Congressional deadlock will take down a key Congressional website -- making basic information about the status of the government itself inaccessible -- if a shutdown occurs at one minute before midnight tonight.
The battle of wills in Congress over changes Republicans hope to make to ObamaCare faces a midnight deadline that could shut down the government, forcing all government agencies to stop paying nearly all employees.
It would also take down the websites of several government agencies including the National Parks Service, the Federal Trade Commission and the Library of Congress itself.
'[Visitors] would see a simple splash page explaining the current status of the federal government.'
- Gayle Osterberg, director of communications for the Library of Congress
“Funds to operate websites in general are not available," Gayle Osterberg, director of communications for the Library of Congress, told the website Ars Technica. "Visitors to the site or those who follow a link to an internal page from a search engine result, for example, would see a simple splash page explaining the current status of the federal government."
Osterberg did not immediately respond to a FoxNews.com phone call, but the LOC website has a similar statement.
“In the event of a temporary shutdown of the federal government … all Library of Congress buildings will close to the public and researchers. All public events will be cancelled and web sites will be inaccessible,” reads an advisory posted on the LOC website.
That includes the Thomas server, where Congress posts essential information about the business of government: the status of bills and resolutions, all laws passed, how to contact members of Congress and so on.
In the event of a shutdown, Congress would likely post information for furloughed workers on the site. It was not immediately clear how such messages would be disseminated.
The server also hosts such important historical documents as the original text of the Federalist Papers, classic essays by Alexander Hamilton, James Madison and others on the Constitution of the United States.
It also broadcasts live video feeds from the Senate and House of Representatives.
Other government websites would also have to shut down their sites.

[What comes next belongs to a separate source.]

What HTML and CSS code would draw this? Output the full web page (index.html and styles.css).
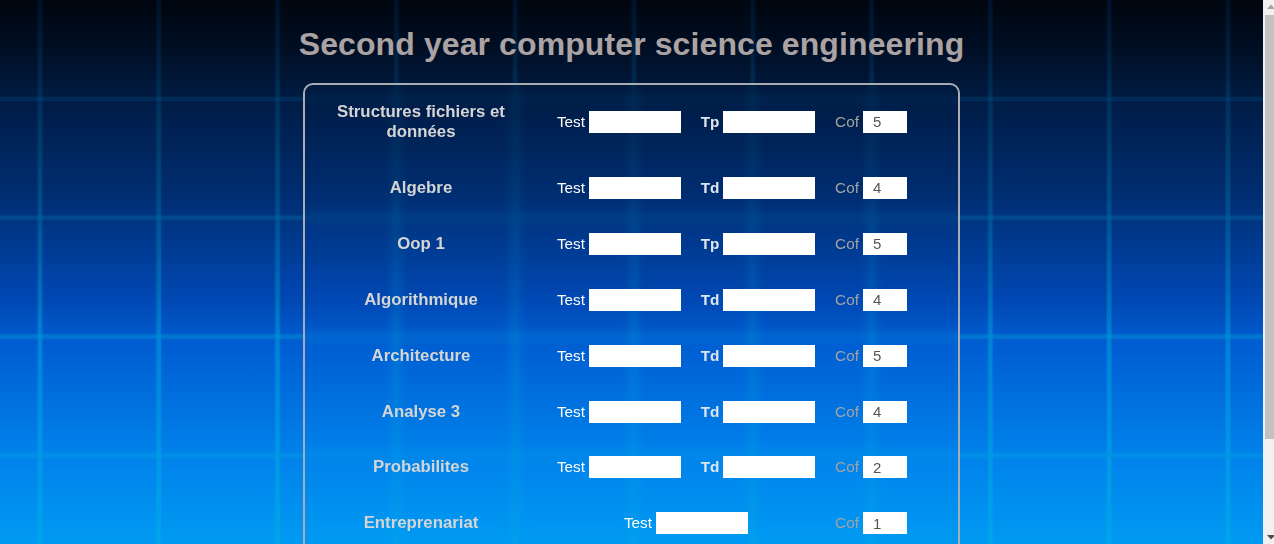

The State Department said email could be an issue, given that staff could no longer manage central Blackberry servers.
“Non-exempted employees should turn off all Department-provided mobile devices, and excepted personnel should not communicate with non-excepted employees,” reads a State Dept. advisory.
The Department of Veterans Affairs said Friday that inpatient and outpatient care would continue, but the website and social media services would suffer.